Many container escapes are also because the security of the underlying host, container runtime, or container itself was poorly or inconsistently implemented. This creates gaps that allow escapes from the container. There is a much larger potential for mistakes, creating a much larger attack surface. This is in addition to kernel vulnerabilities.
While you can implement effective hardening across all the layers, the potential for misconfiguration is still there, therefore there is still a large attack surface.
While a virtual host can be escaped from, the attack surface is much smaller, leaving less room for potential escapes.
This is why containers are considered riskier for a sandbox than a virtual host. Which one you use, and why, really should depend on your use case and threat model.
Sad to say it, a disappointing amount of people don't put much hardening into their container environments, including production k8s clusters. So it's much easier to say that a virtual host is better for sandboxing than containers, because many people are less likely to get it wrong.
Escaping a properly set up container is a kernel 0day. Due to how large the kernel attack surface is, such 0days are generally believed to exist. Unless you are a high value target, a container sandbox will likely be sufficient for your needs. If cloud service providers discounted this possibility then a 0day could be burned to attack them at scale.
Also, you can use the runsc (gvisor) runtime for docker, if you are careful not to expose vulnerable protocols to the container there will be nothing escaping it with that runtime.
The last two are included to be complete, but in the case of the original article running untrusted python code makes them irrelevant in this circumstance.
My point you must consider the system as a whole to consider its overall attack surface and risk of compromise. There is a lot more that can go wrong to enable a container escape than you implied.
There are some people who are knowledgeable enough to ensure their containers are hardened at every level of the attack surface. Even then, how many are diligent enough to ensure that attention to detail every time? how many automate their configurations?
Most default configurations are not hardened as a compromise to enable usability. Most people who build containers do not consider hardening every possible attack surface. Many don't even know the basics. Most companies don't do a good job hardening their shared container environments - often as a compromise to be "faster".
So yeah, a properly set up container is hard to escape.
Not all containers are set up properly - I'd argue most are not.
> Escaping a properly set up container is a kernel 0day.
Not it is not. In fact many of the container escapes we see are because of bugs in the container runtimes themselves which can be quite different in their various implementations.

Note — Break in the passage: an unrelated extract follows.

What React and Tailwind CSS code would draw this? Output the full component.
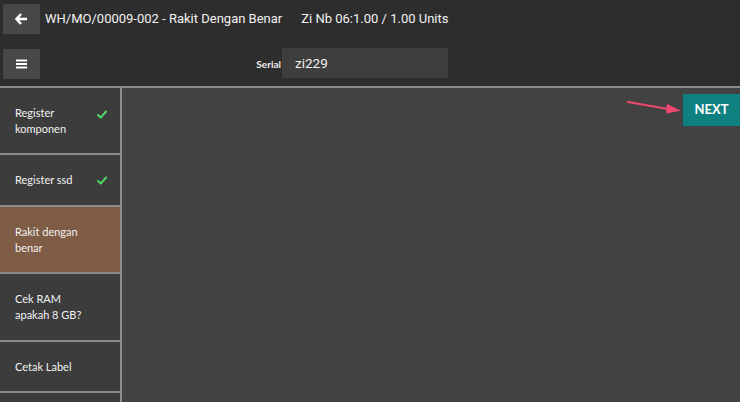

CVE-2025-31133 was published 2? months ago and had nothing at all do with the kernel - just like many container escapes don't.
Note this lists 3 vulnerabilities as an example: CVE-2016-5195 (Dirty COW), CVE-2019-5736 (host runc override) and CVE-2022-0185 (io_uring escape)
Out of those, only first one is actually exploitable in common setups.
CVE-2019-5736 requires either attacker-controlled image or "docker exec". This is not likely to be the case in the "untrusted python" use case, nor in many docker setups.
CVE-2022-0185 is blocked by seccomp filter in default installs, so as long as you don't give your containers --privileged flags, you are OK. (And if you do give this flag, the escape is trivial without any vulnerabilities)
Exploit the Linux kernel underneath it (not the only way, just the obvious one). Docker is a security boundary but it is not suitable for "I'm running arbitrary code".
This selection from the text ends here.